Pour se réjouir, il faudrait y comprendre quelque chose. Mais tout cela ressemble beaucoup à un enfumage destiné à ménager une porte de sortie honorable à la CFDT.

Résumons. Après nous avoir vendu une grande réforme systémique - la retraite à points pour tout le monde - le gouvernement s’est avisé que le système serait déficitaire et a donc sorti de son chapeau une réforme paramétrique. C’est le fameux âge pivot qui devait se mettre en place entre 2022 et 2027, date à laquelle tout le monde, pour avoir sa retraite à taux plein, aurait dû travailler jusqu’à 64 ans. Ce qui a provoqué la grande fureur de la CFDT, favorable au système à points.

Justement, Edouard Philippe y a renoncé.

Dans sa lettre adressée aux syndicats, samedi, il a en effet annoncé que cette mesure ne figurerait pas dans le projet de loi présenté le 24 janvier en Conseil des ministres. Médias et réseaux sociaux ont tambouriné : le gouvernement a retiré l’âge pivot. La CFDT a crié victoire. Emmanuel Macron a applaudi « un compromis constructif et de responsabilité ».

On n’avait pas bien lu les clauses en petits caractères. Ce retrait est en réalité « conditionnel » ou « provisoire », donc assez hypothétique.

En effet, le Premier ministre refile le bébé aux partenaires sociaux et à la fameuse conférence de financement. À eux de parvenir à l’équilibre sans réduire les pensions ni augmenter les cotisations.

Qu’y a-t-il de choquant dans ces demandes ? 

Rien. Nous sommes tous favorables à un système où on paye moins et où on gagne plus.

Mais nos plus brillants cerveaux planchent depuis des mois sur cette équation impossible : comment financer des retraites qui durent plus longtemps sans que nous ayons à payer plus ? La seule solution qu’ils avaient trouvée, celle que le bon sens suggère, est qu’il faudrait travailler plus longtemps. Et maintenant, ils font semblant de croire que syndicats et patronat vont trouver la pierre philosophale, à savoir une solution indolore à ce casse-tête. Si elle existe, ils auraient pu y penser avant.
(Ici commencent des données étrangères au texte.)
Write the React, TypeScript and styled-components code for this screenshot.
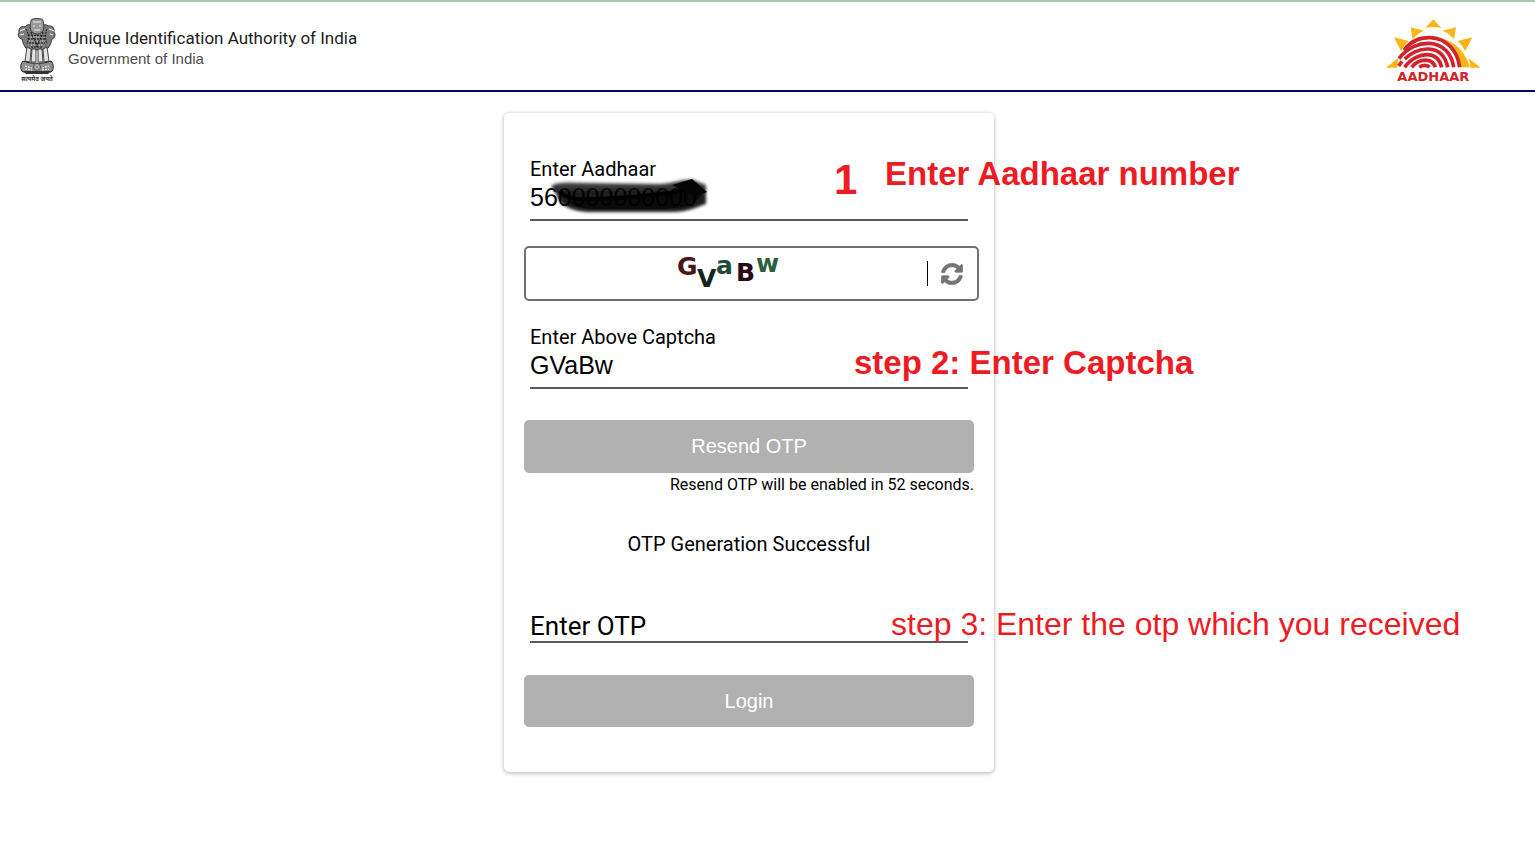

Voulez-vous dire que le gouvernement nous ment ?

Ou qu’il se ment à lui-même, ce qu’on appelle faire de la com.

Les macroniens qui ont fait le SAV de la lettre expliquent que personne n’a perdu. Un compromis gagnant/gagnant. Je serais plutôt d’accord avec Philippe Martinez qui a déclaré hier que, plus les jours passaient, plus la réforme était incompréhensible. Et comme le disait la grand-mère de Martine Aubry, quand c’est flou, il y a un loup.